Дальше все происходило быстро. К тому времени, как подоспели власти, я уже написал предсмертную записку. У меня не было иного выхода. Я сам опознал тело, подтвердив, что это мой брат. Попутно догадался упомянуть, что кабинет ограбили, — на случай, если судейского будут искать. Я что-то подписывал, что-то бормотал, а сам думал лишь о том, что Флейта исчезла и лишь он, лишь Саверио мог ее забрать.
Я плохо помню те дни. Я был словно в бреду. Голова горела, плохо слушались руки. Я уже не знал, наяву ли весь этот кошмар, порожденный мной. Я хотел проснуться, хотел напиться, а больше всего хотел умереть сам.
Казнили отца. После похорон я рванулся в Парму, куда увезли от хвори Фриду. Ее тетка, вся опухшая от слез, сказала, что Фрида тоже умерла. Однако я нигде не нашел ее могилы. Тетка отговорилась страшным потрясением и слегла с горячкой. Но я уже знал: мне лгут.
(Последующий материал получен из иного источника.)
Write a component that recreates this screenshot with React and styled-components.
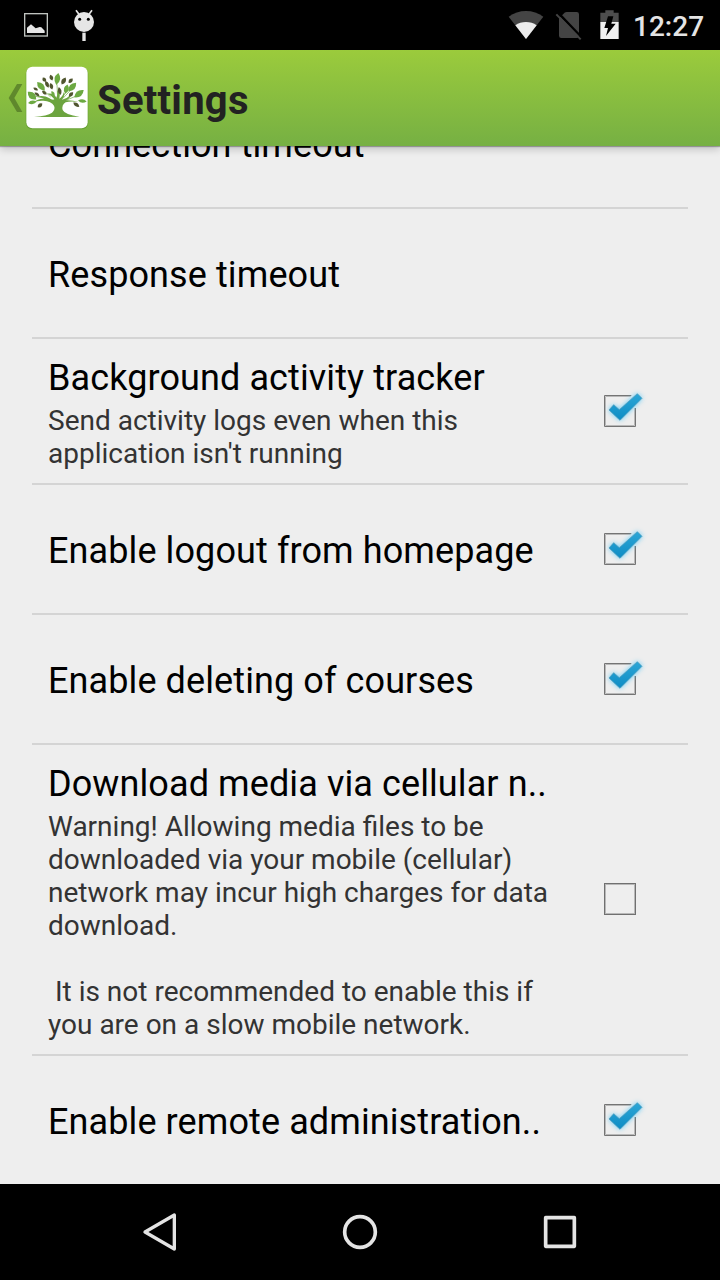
import React from "react";
import styled, { createGlobalStyle } from "styled-components";

const GlobalStyle = createGlobalStyle`
  * { box-sizing: border-box; }
  body {
    margin: 0;
    background: #eee;
    font-family: Roboto, "Liberation Sans", sans-serif;
  }
`;

const Screen = styled.div`
  width: 720px;
  height: 1280px;
  display: flex;
  flex-direction: column;
  overflow: hidden;
  background: #eee;
`;

const StatusBar = styled.div`
  flex: 0 0 50px;
  display: flex;
  justify-content: space-between;
  background: #000;
  color: #e4e4e4;
`;

const StatusGroup = styled.div`
  display: flex;
  align-items: center;
  padding-right: ${(p) => (p.$end ? "16px" : "0")};
`;

const Clock = styled.span`
  width: 71px;
  margin-left: 13px;
  font-size: 28px;
  line-height: 34px;
  font-weight: 500;
  white-space: nowrap;
  padding-top: 3px;
`;

const ActionBar = styled.header`
  flex: 0 0 96px;
  display: flex;
  align-items: center;
  background: linear-gradient(#9bcb3c, #76b043);
  box-shadow: 0 1px 1px rgba(0, 0, 0, 0.28), 0 3px 8px rgba(0, 0, 0, 0.2);
  z-index: 1;
`;

const Icon = styled.svg`
  display: block;
  flex: none;
`;

const ScreenTitle = styled.h1`
  margin: 0 0 0 8px;
  padding-top: 5px;
  font-size: 40px;
  line-height: 48px;
  font-weight: 700;
  letter-spacing: 0.25px;
  color: #222;
`;

const List = styled.main`
  flex: 0 0 1038px;
  display: flex;
  flex-direction: column;
  justify-content: flex-end;
  overflow: hidden;
  padding: 0 32px;
`;

const Row = styled.section`
  flex: none;
  height: ${(p) => p.$height}px;
  display: flex;
  align-items: center;
  padding-left: 16px;
  & + & {
    border-top: 2px solid #d4d4d4;
  }
`;

const Labels = styled.div`
  flex: 0 0 542px;
  padding-top: ${(p) => (p.$summary ? "5px" : "4px")};
`;

const Title = styled.div`
  font-size: 36px;
  line-height: 42px;
  letter-spacing: 0.1px;
  color: #000;
  white-space: nowrap;
`;

const Summary = styled.div`
  margin-top: 5px;
  font-size: 28px;
  line-height: 33px;
  color: #333;
  white-space: pre;
`;

const GlowCheck = styled.path`
  filter: drop-shadow(0 0 8px rgba(80, 200, 250, 0.9));
`;

function NotificationIcons() {
  return (
    <Icon width="120" height="50" viewBox="0 0 360 150">
      <rect x="74" y="41" width="68" height="67" fill="none" stroke="#bfc3bf" strokeWidth="4" />
      <path d="M81 99V83l12-10 14 12 12-4 5 1 10 10v7z" fill="#e6e6e6" />
      <g fill="#e6e6e6">
        <circle cx="252" cy="66" r="30" />
        <rect x="247" y="98" width="10" height="25" />
        <path d="M228 31l10 13M276 31l-10 13" stroke="#e6e6e6" strokeWidth="5" />
      </g>
      <circle cx="239" cy="58" r="4.5" />
      <circle cx="265" cy="58" r="4.5" />
    </Icon>
  );
}

function SystemIcons() {
  return (
    <Icon width="120" height="50" viewBox="0 0 360 150">
      <path d="M26 50Q49 33 78 33T130 50L78 117z" fill="#444" />
      <path d="M46 76Q60 66 78 66T110 76L78 117z" fill="#ececec" />
      <path d="M190 42Q194 36 200 36H230Q237 36 237 43V108Q237 114 230 114H184Q177 114 177 107V55z" fill="#444" />
      <path d="M174 38L247 114" stroke="#000" strokeWidth="7" />
      <path d="M169 43L242 118" stroke="#444" strokeWidth="6" />
      <path d="M301 67V38H316V31H341V38H356V67z" fill="#4d4d4d" />
      <path d="M301 66H356V117H301z" fill="#f0f0f0" />
      <path d="M324 49H340L334 71H347L318 108L324 84H313z" fill="#000" />
    </Icon>
  );
}

function UpArrow() {
  return (
    <Icon width="25" height="96" viewBox="0 0 75 288">
      <path d="M51 102H67L43 144L67 186H51L26 144z" fill="#587f29" opacity=".85" />
    </Icon>
  );
}

// x, y, half length, half width, rotation
const GREEN_LEAVES = [
  [100, 42, 18, 8, -80], [51, 64, 17, 8, 48], [24, 92, 17, 9, 42],
  [25, 112, 13, 5, -8], [127, 72, 14, 7, -75], [145, 66, 17, 8, -48],
  [165, 86, 18, 8, -38], [175, 108, 13, 5, 5], [87, 86, 9, 4, 60],
];

const DARK_LEAVES = [
  [82, 38, 9, 5, 70], [61, 44, 8, 5, 55], [69, 58, 11, 5, 65], [82, 64, 10, 5, 75],
  [119, 48, 12, 6, -60], [107, 78, 12, 5, 78], [140, 47, 9, 5, -48],
  [35, 72, 8, 4, 25], [39, 88, 9, 4, 35], [61, 83, 9, 4, 40], [141, 88, 9, 5, -45],
  [48, 121, 9, 5, -40], [157, 119, 11, 5, 35],
];

function Leaf({ shape: [x, y, length, width, angle], color }) {
  return (
    <path
      d={`M${-length} 0Q0 ${-width * 2.2} ${length} 0Q0 ${width * 2.2} ${-length} 0z`}
      transform={`translate(${x} ${y}) rotate(${angle})`}
      fill={color}
    />
  );
}

function TreeLogo() {
  return (
    <Icon width="64" height="64" viewBox="3 3 192 192">
      <rect x="5" y="6" width="188" height="187" rx="20" fill="#4f8b2b" opacity=".45" />
      <rect x="7" y="5.500" width="184" height="184" rx="18" fill="#fff" />
      <path
        d="M30 155.500Q70 153 84 143Q95 133 90 122Q82 108 58 107Q40 106 27 113Q42 100 61 101Q48 94 36 95Q60 89 75 99Q85 106 91 103Q86 94 70 86Q90 84 97 98Q101 91 100 77L104 77Q110 90 106 101Q117 95 119 82L122 86Q120 98 114 104Q128 101 137 92L141 94Q135 102 126 106Q145 105 163 111Q140 107 125 112Q112 120 116 135Q122 149 167 155.500Q98 157 30 155.500z"
        fill="#6ca43f"
      />
      <path
        d="M55 72L80 96M35 94L76 103M99 58L101 98M127 82L109 101M141 74L116 101M157 93L118 109"
        stroke="#6ca43f"
        strokeWidth="2"
      />
      {GREEN_LEAVES.map((shape, i) => (
        <Leaf key={i} shape={shape} color="#6ca942" />
      ))}
      {DARK_LEAVES.map((shape, i) => (
        <Leaf key={i} shape={shape} color="#50552f" />
      ))}
    </Icon>
  );
}

function Checkbox({ checked }) {
  return (
    <Icon width="70" height="62" viewBox="0 0 210 186" role="checkbox" aria-checked={checked}>
      {checked ? (
        <>
          <path d="M122 49.500H46.500V136.500H133.500V84" fill="none" stroke="#b8b8b8" strokeWidth="3" />
          <path d="M124 46.500H43.500V139.500H136.500V84" fill="none" stroke="#747474" strokeWidth="3" />
          <GlowCheck
            d="M57 90L71 74L88 89L142 41L156 55L90 121z"
            fill="url(#tick)"
            stroke="#4e97b5"
            strokeWidth="2"
          />
          <defs>
            <linearGradient id="tick" x1="0" y1="0" x2="0" y2="1">
              <stop offset="0" stopColor="#2ca6d6" />
              <stop offset="1" stopColor="#0d8cc4" />
            </linearGradient>
          </defs>
        </>
      ) : (
        <>
          <rect x="46.500" y="46.500" width="87" height="87" fill="none" stroke="#b8b8b8" strokeWidth="3" />
          <rect x="43.500" y="43.500" width="93" height="93" fill="none" stroke="#707070" strokeWidth="3" />
        </>
      )}
    </Icon>
  );
}

const NavBar = styled.nav`
  flex: 0 0 96px;
  display: flex;
  justify-content: center;
  background: #000;
`;

const SETTINGS = [
  { title: "Connection timeout", height: 128 },
  { title: "Response timeout", height: 130 },
  {
    title: "Background activity tracker",
    summary: "Send activity logs even when this\napplication isn't running",
    height: 146,
    checked: true,
  },
  { title: "Enable logout from homepage", height: 130, checked: true },
  { title: "Enable deleting of courses", height: 130, checked: true },
  {
    title: "Download media via cellular n..",
    summary:
      "Warning! Allowing media files to be\ndownloaded via your mobile (cellular)\nnetwork may incur high charges for data\ndownload.\n\n It is not recommended to enable this if\nyou are on a slow mobile network.",
    height: 311,
    checked: false,
  },
  { title: "Enable remote administration..", height: 130, checked: true },
];

export default function App() {
  return (
    <>
      <GlobalStyle />
      <Screen>
        <StatusBar>
          <StatusGroup>
            <NotificationIcons />
          </StatusGroup>
          <StatusGroup $end>
            <SystemIcons />
            <Clock>12:27</Clock>
          </StatusGroup>
        </StatusBar>
        <ActionBar>
          <UpArrow />
          <TreeLogo />
          <ScreenTitle>Settings</ScreenTitle>
        </ActionBar>
        <List>
          {SETTINGS.map((s) => (
            <Row key={s.title} $height={s.height}>
              <Labels $summary={!!s.summary}>
                <Title>{s.title}</Title>
                {s.summary && <Summary>{s.summary}</Summary>}
              </Labels>
              {s.checked !== undefined && <Checkbox checked={s.checked} />}
            </Row>
          ))}
        </List>
        <NavBar>
          <Icon width="460" height="96" viewBox="0 27 1380 288" fill="none" stroke="#e4e4e4" strokeLinejoin="round">
            <path d="M133 120V222L45 171z" strokeWidth="10" />
            <circle cx="690" cy="171" r="46" strokeWidth="11" />
            <rect x="1247" y="128" width="86" height="86" strokeWidth="11" />
          </Icon>
        </NavBar>
      </Screen>
    </>
  );
}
Саверио снова меня обошел. Он успел забрать сестру и сбежать вместе с ней. Он никогда не был дураком. Он первым понял, что вереница бед случилась неспроста.
И я бросился в погоню. Как одержимый, метался я по Италии. Я знал, что они будут вместе. И знал, что брат наверняка плюнет на ненавистную юриспруденцию и все же станет священником. Особенно после всего, что произошло…
Я обыскал госпитали, странноприимные дома, монастыри. Я искал и искал, уже не зная, нужна мне Флейта или остатки моей несчастной, мною же загубленной семьи. Потом я помчался за границу. Я ездил по фронтам, то там то сям служил военным врачом. Я знакомился с армейскими капелланами в надежде, что кто-то подскажет мне след. Я подолгу задерживался в университетах, роясь в пыли библиотек и ища какие-то упоминания о Гамальяно и их Наследии, что-то, что могло дать мне новую пищу для идей.
В этих мытарствах прошли целые годы. Я измучился. Я душевно высох, будто степной колодец. Но я не мог остановиться. Я боялся, что стоит мне на миг застыть, опустить руки, как я сойду с ума. Я уже совсем отчаялся. Но всего темнее перед рассветом, Пеппо. Пришел день, и я решил вернуться в Италию. Просто вернуться. Чужбина измотала меня.
По приезде я отправился во Флоренцию. Я не ждал новостей, меня просто потянуло назад, туда, где я когда-то был так счастлив. Дом был продан какому-то иностранцу, а на семейном кладбище меня ждал удар: рядом с мнимой могилой Саверио в склепе Гамальяно появилось надгробие Фриды. Даже моя очерствевшая душа дрогнула в тот миг, Пеппо. Моей сестре было всего восемнадцать.